38 cm de neige en moins sur la station de montagne de référence
En ce qui concerne la neige en montagne, l’enneigement sur la station du col de Porte (massif de la Chartreuse) située à 1 325 mètres est considéré comme emblématique et représentatif de la situation. La tendance relevée pour cette station est « une hausse de la température hivernale (novembre à avril) de +1,0 °C entre la période 1990/1991-2019/2020 et la période 1960/1961-1989/1990, et conjointement à une diminution de 38 centimètres du manteau neigeux moyen entre novembre et avril ». Météo France précise que « les fluctuations observées attestent à la fois du changement climatique et de la variabilité interannuelle, qui est importante ». Sur cette station, les données recueillies « semblent indiquer un lien direct entre la hausse de la température moyenne induisant une remontée de la limite pluie-neige et la diminution de l’enneigement constatés sur la même période ».
COMPARAISON ENTRE L’ENNEIGEMENT ET LES TEMPÉRATURES RELEVÉES EN 30 ANS SUR LA STATION DE MONTAGNE DE RÉFÉRENCE.
Les Alpes sont le massif où la neige disparaît le plus vite
Depuis une soixantaine d’années, Météo France a constaté que le stock nival relevé au 1er mai « se réduit sur tous les massifs en moyenne de 20 kg/m2 par décennie, soit -12 % par rapport à la normale 1981-2010. On observe au cours des dernières décennies une diminution de la quantité d’eau stockée sous forme de neige au milieu du printemps dans tous les massifs de haute montagne français. Cette diminution est liée au réchauffement atmosphérique, qui réduit la fraction des précipitations tombant sous forme de neige au profit de la pluie et renforce la fonte du manteau neigeux ». Dans le détail, l’organisme a relevé :
- -34 kg/m2 par décennie dans les Alpes du Nord (soit -12 % par décennie) ;
- -16 kg/m2 par décennie dans les Alpes du Sud (soit -20 % par décennie) ;
- -8 kg/m2 par décennie dans les Pyrénées (soit -7 % par décennie).
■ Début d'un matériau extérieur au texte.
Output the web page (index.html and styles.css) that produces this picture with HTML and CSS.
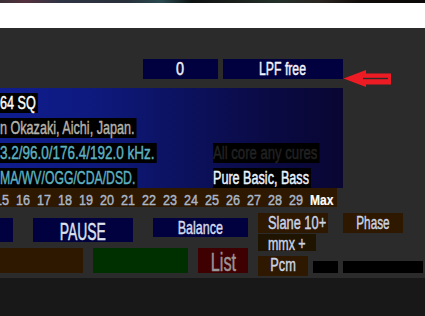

« Dans les Alpes, la diminution est nette à partir du début des années 1980. Dans les Pyrénées, la réduction est forte entre 1975 et 1990, puis l’enneigement au 1er mai connaît une stabilisation, voire une légère augmentation grâce à quelques printemps récents très bien enneigés », précise Météo France.
LE MANTEAU NEIGEUX EST EN DIMINUTION SUR TOUS LES MASSIFS FRANÇAIS ENTRE 1959 ET 2021.
Moitié moins de neige en prévision d’ici 2100
Si les données des dernières décennies sont claires sur la diminution de la neige en France, quelles sont les évolutions prévues dans le futur en fonction du réchauffement climatique ? Sur la station de référence située sur le massif de la Chartreuse, l’épaisseur de neige moyenne hivernale de neige à 1 500 m est de 80 cm au cours de la période 1986-2005. Les différents scénarios de projections climatiques envisagent une épaisseur moyenne de 52 à 60 cm à l’horizon 2041-2060 et une épaisseur moyenne de 25 à 48 cm à l’horizon 2081-2100. Il y aura donc moitié moins de neige (voire encore moins) sur nos massifs français d’ici la fin du siècle.
Comme le précise Raphaëlle Samacoïts : « L’enneigement diminuera partout sur les massifs montagneux français (Alpes, Pyrénées, Corse, Jura, Vosges, Massif central). Les saisons d’enneigement seront plus courtes, avec un retard en début de saison et une fonte plus précoce au printemps. » De bonnes saisons d’enneigement ne seront pas impossibles, mais elles seront plus rares.
La spécialiste du climat futur en montagne le rappelle, « l’évolution de la neige est principalement conditionnée par l’évolution de la température » et tant que les émissions de gaz à effet de serre continueront au même rythme, les températures continueront de grimper, et la neige, à disparaître, spécialement à basse et moyenne altitude.